Éloge de l’oubli

L'oubli est nécessaire, comme Baudelaire nous le rappelle. C’est une mort symbolique, une purification, un soulagement  :

Pour engloutir mes sanglots apaisés -
Rien ne me vaut l'abîme de ta couche ;
L'oubli puissant habite sur ta bouche,
Et le Léthé coule dans tes baisers.

L’oubli est une avancée vers de nouveaux désirs, de nouvelles réalités, une voie vers la connaissance et la création. Avec lui tout peut recommencer. Il prépare l'avenir, rend possible de nouveaux choix, il peut même être salvateur.
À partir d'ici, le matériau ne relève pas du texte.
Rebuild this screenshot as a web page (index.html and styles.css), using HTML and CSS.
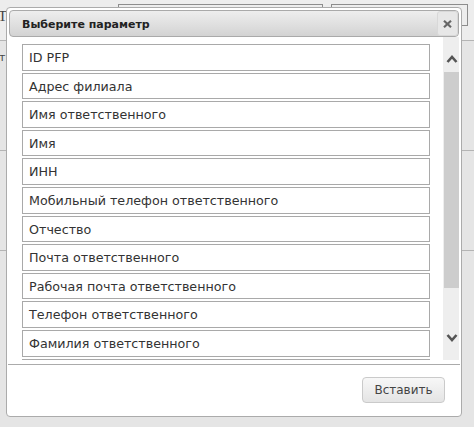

Pour Nietzsche  (Considérations inactuelles, 1874) c’est une des conditions du bonheur : « L'homme qui est incapable de s'asseoir au seuil de l'instant en oubliant tous les événements du passé, celui qui ne peut pas, sans vertige et sans peur, se dresser un instant tout debout, comme une victoire, ne saura jamais ce qu'est un bonheur et, ce qui est pire, il ne fera jamais rien pour donner du bonheur aux autres. »

Le juste oubli n'empêche pas le devoir de mémoire, la culture, l'attention, l'imagination, la vigilance, la curiosité, la réparation.